Data section

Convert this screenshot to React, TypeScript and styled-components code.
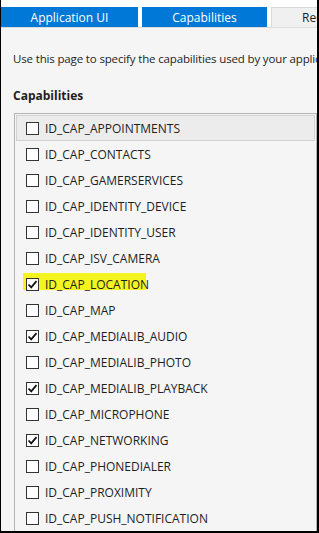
import React from "react";
import styled, { createGlobalStyle } from "styled-components";

const Global = createGlobalStyle`
  html, body { margin: 0; padding: 0; background: #ffffff; }
  body { font-family: "Segoe UI", "Open Sans", "Noto Sans", sans-serif; }
`;

const Frame = styled.div`
  width: 316px;
  height: 531px;
  border-left: 1px solid #000;
  border-right: 2px solid #000;
  border-bottom: 2px solid #000;
  background: #f5f5f5;
  overflow: hidden;
  display: flex;
  flex-direction: column;
`;

const TabBar = styled.div`
  display: flex;
  gap: 4px;
  padding-top: 7px;
  background: #ffffff;
  border-bottom: 1px solid #dcdcdc;
  height: 25px;
  white-space: nowrap;
`;

const Tab = styled.div<{ $active?: boolean; $w: number }>`
  flex: 0 0 ${(p) => p.$w}px;
  display: flex;
  align-items: center;
  justify-content: ${(p) => (p.$active ? "center" : "flex-start")};
  padding-left: ${(p) => (p.$active ? 0 : 30)}px;
  box-sizing: border-box;
  background: ${(p) => (p.$active ? "#0078d7" : "#f0f0f0")};
  color: ${(p) => (p.$active ? "#ffffff" : "#1e1e1e")};
  font-size: 12px;
  border: ${(p) => (p.$active ? "none" : "1px solid #dadada")};
  border-bottom: none;
`;

const Content = styled.div`
  padding: 23px 0 0 12px;
  display: flex;
  flex-direction: column;
  font-size: 12px;
  color: #1e1e1e;
`;

const Description = styled.div`
  white-space: nowrap;
  height: 16px;
  line-height: 16px;
  font-size: 11.5px;
  letter-spacing: -0.15px;
`;

const Heading = styled.div`
  font-weight: bold;
  margin-top: 21px;
  height: 16px;
  line-height: 16px;
`;

const ListBox = styled.div`
  margin-top: 9px;
  margin-left: 1px;
  width: 299px;
  border: 1px solid #b4b4b4;
  border-bottom: none;
  padding: 1px 1px 0 1px;
  display: flex;
  flex-direction: column;
`;

const Row = styled.div<{ $selected?: boolean }>`
  height: 26px;
  box-sizing: border-box;
  display: flex;
  align-items: center;
  padding-left: 9px;
  background: ${(p) => (p.$selected ? "#ececec" : "transparent")};
  border: 1px solid ${(p) => (p.$selected ? "#d2d2d2" : "transparent")};
`;

const Item = styled.div`
  position: relative;
  display: flex;
  align-items: center;
  gap: 6px;
  height: 22px;
`;

const Marker = styled.div`
  position: absolute;
  left: -3px;
  right: 3px;
  top: 0;
  height: 17px;
  background: #f4f421;
`;

const Box = styled.div`
  position: relative;
  width: 13px;
  height: 13px;
  box-sizing: border-box;
  border: 1px solid #333333;
  background: #ffffff;
  display: flex;
  align-items: center;
  justify-content: center;
`;

const Label = styled.span`
  position: relative;
  font-size: 12px;
  color: #1e1e1e;
  white-space: nowrap;
`;

const Check = () => (
  <svg width="11" height="11" viewBox="0 0 11 11">
    <path d="M1.5 5.5 L4.2 8.3 L9.5 2.2" fill="none" stroke="#111" strokeWidth="1.8" />
  </svg>
);

const items: { name: string; checked?: boolean; hl?: boolean }[] = [
  { name: "ID_CAP_APPOINTMENTS" },
  { name: "ID_CAP_CONTACTS" },
  { name: "ID_CAP_GAMERSERVICES" },
  { name: "ID_CAP_IDENTITY_DEVICE" },
  { name: "ID_CAP_IDENTITY_USER" },
  { name: "ID_CAP_ISV_CAMERA" },
  { name: "ID_CAP_LOCATION", checked: true, hl: true },
  { name: "ID_CAP_MAP" },
  { name: "ID_CAP_MEDIALIB_AUDIO", checked: true },
  { name: "ID_CAP_MEDIALIB_PHOTO" },
  { name: "ID_CAP_MEDIALIB_PLAYBACK", checked: true },
  { name: "ID_CAP_MICROPHONE" },
  { name: "ID_CAP_NETWORKING", checked: true },
  { name: "ID_CAP_PHONEDIALER" },
  { name: "ID_CAP_PROXIMITY" },
  { name: "ID_CAP_PUSH_NOTIFICATION" },
];

export default function App() {
  return (
    <Frame>
      <Global />
      <TabBar>
        <Tab $active $w={137}>Application UI</Tab>
        <Tab $active $w={125}>Capabilities</Tab>
        <Tab $w={60}>Requirements</Tab>
      </TabBar>
      <Content>
        <Description>Use this page to specify the capabilities used by your application.</Description>
        <Heading>Capabilities</Heading>
        <ListBox>
          {items.map((it, i) => (
            <Row key={it.name} $selected={i === 0}>
              <Item>
                {it.hl && <Marker />}
                <Box>{it.checked && <Check />}</Box>
                <Label>{it.name}</Label>
              </Item>
            </Row>
          ))}
        </ListBox>
      </Content>
    </Frame>
  );
}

Job
Transcribe the listing in full. Omit the pictures and keep every line exact.

Final answer
Convert this screenshot to React, TypeScript and styled-components code.
import React from "react";
import styled, { createGlobalStyle } from "styled-components";

const Global = createGlobalStyle`
  html, body { margin: 0; padding: 0; background: #ffffff; }
  body { font-family: "Segoe UI", "Open Sans", "Noto Sans", sans-serif; }
`;

const Frame = styled.div`
  width: 316px;
  height: 531px;
  border-left: 1px solid #000;
  border-right: 2px solid #000;
  border-bottom: 2px solid #000;
  background: #f5f5f5;
  overflow: hidden;
  display: flex;
  flex-direction: column;
`;

const TabBar = styled.div`
  display: flex;
  gap: 4px;
  padding-top: 7px;
  background: #ffffff;
  border-bottom: 1px solid #dcdcdc;
  height: 25px;
  white-space: nowrap;
`;

const Tab = styled.div<{ $active?: boolean; $w: number }>`
  flex: 0 0 ${(p) => p.$w}px;
  display: flex;
  align-items: center;
  justify-content: ${(p) => (p.$active ? "center" : "flex-start")};
  padding-left: ${(p) => (p.$active ? 0 : 30)}px;
  box-sizing: border-box;
  background: ${(p) => (p.$active ? "#0078d7" : "#f0f0f0")};
  color: ${(p) => (p.$active ? "#ffffff" : "#1e1e1e")};
  font-size: 12px;
  border: ${(p) => (p.$active ? "none" : "1px solid #dadada")};
  border-bottom: none;
`;

const Content = styled.div`
  padding: 23px 0 0 12px;
  display: flex;
  flex-direction: column;
  font-size: 12px;
  color: #1e1e1e;
`;

const Description = styled.div`
  white-space: nowrap;
  height: 16px;
  line-height: 16px;
  font-size: 11.5px;
  letter-spacing: -0.15px;
`;

const Heading = styled.div`
  font-weight: bold;
  margin-top: 21px;
  height: 16px;
  line-height: 16px;
`;

const ListBox = styled.div`
  margin-top: 9px;
  margin-left: 1px;
  width: 299px;
  border: 1px solid #b4b4b4;
  border-bottom: none;
  padding: 1px 1px 0 1px;
  display: flex;
  flex-direction: column;
`;

const Row = styled.div<{ $selected?: boolean }>`
  height: 26px;
  box-sizing: border-box;
  display: flex;
  align-items: center;
  padding-left: 9px;
  background: ${(p) => (p.$selected ? "#ececec" : "transparent")};
  border: 1px solid ${(p) => (p.$selected ? "#d2d2d2" : "transparent")};
`;

const Item = styled.div`
  position: relative;
  display: flex;
  align-items: center;
  gap: 6px;
  height: 22px;
`;

const Marker = styled.div`
  position: absolute;
  left: -3px;
  right: 3px;
  top: 0;
  height: 17px;
  background: #f4f421;
`;

const Box = styled.div`
  position: relative;
  width: 13px;
  height: 13px;
  box-sizing: border-box;
  border: 1px solid #333333;
  background: #ffffff;
  display: flex;
  align-items: center;
  justify-content: center;
`;

const Label = styled.span`
  position: relative;
  font-size: 12px;
  color: #1e1e1e;
  white-space: nowrap;
`;

const Check = () => (
  <svg width="11" height="11" viewBox="0 0 11 11">
    <path d="M1.5 5.5 L4.2 8.3 L9.5 2.2" fill="none" stroke="#111" strokeWidth="1.8" />
  </svg>
);

const items: { name: string; checked?: boolean; hl?: boolean }[] = [
  { name: "ID_CAP_APPOINTMENTS" },
  { name: "ID_CAP_CONTACTS" },
  { name: "ID_CAP_GAMERSERVICES" },
  { name: "ID_CAP_IDENTITY_DEVICE" },
  { name: "ID_CAP_IDENTITY_USER" },
  { name: "ID_CAP_ISV_CAMERA" },
  { name: "ID_CAP_LOCATION", checked: true, hl: true },
  { name: "ID_CAP_MAP" },
  { name: "ID_CAP_MEDIALIB_AUDIO", checked: true },
  { name: "ID_CAP_MEDIALIB_PHOTO" },
  { name: "ID_CAP_MEDIALIB_PLAYBACK", checked: true },
  { name: "ID_CAP_MICROPHONE" },
  { name: "ID_CAP_NETWORKING", checked: true },
  { name: "ID_CAP_PHONEDIALER" },
  { name: "ID_CAP_PROXIMITY" },
  { name: "ID_CAP_PUSH_NOTIFICATION" },
];

export default function App() {
  return (
    <Frame>
      <Global />
      <TabBar>
        <Tab $active $w={137}>Application UI</Tab>
        <Tab $active $w={125}>Capabilities</Tab>
        <Tab $w={60}>Requirements</Tab>
      </TabBar>
      <Content>
        <Description>Use this page to specify the capabilities used by your application.</Description>
        <Heading>Capabilities</Heading>
        <ListBox>
          {items.map((it, i) => (
            <Row key={it.name} $selected={i === 0}>
              <Item>
                {it.hl && <Marker />}
                <Box>{it.checked && <Check />}</Box>
                <Label>{it.name}</Label>
              </Item>
            </Row>
          ))}
        </ListBox>
      </Content>
    </Frame>
  );
}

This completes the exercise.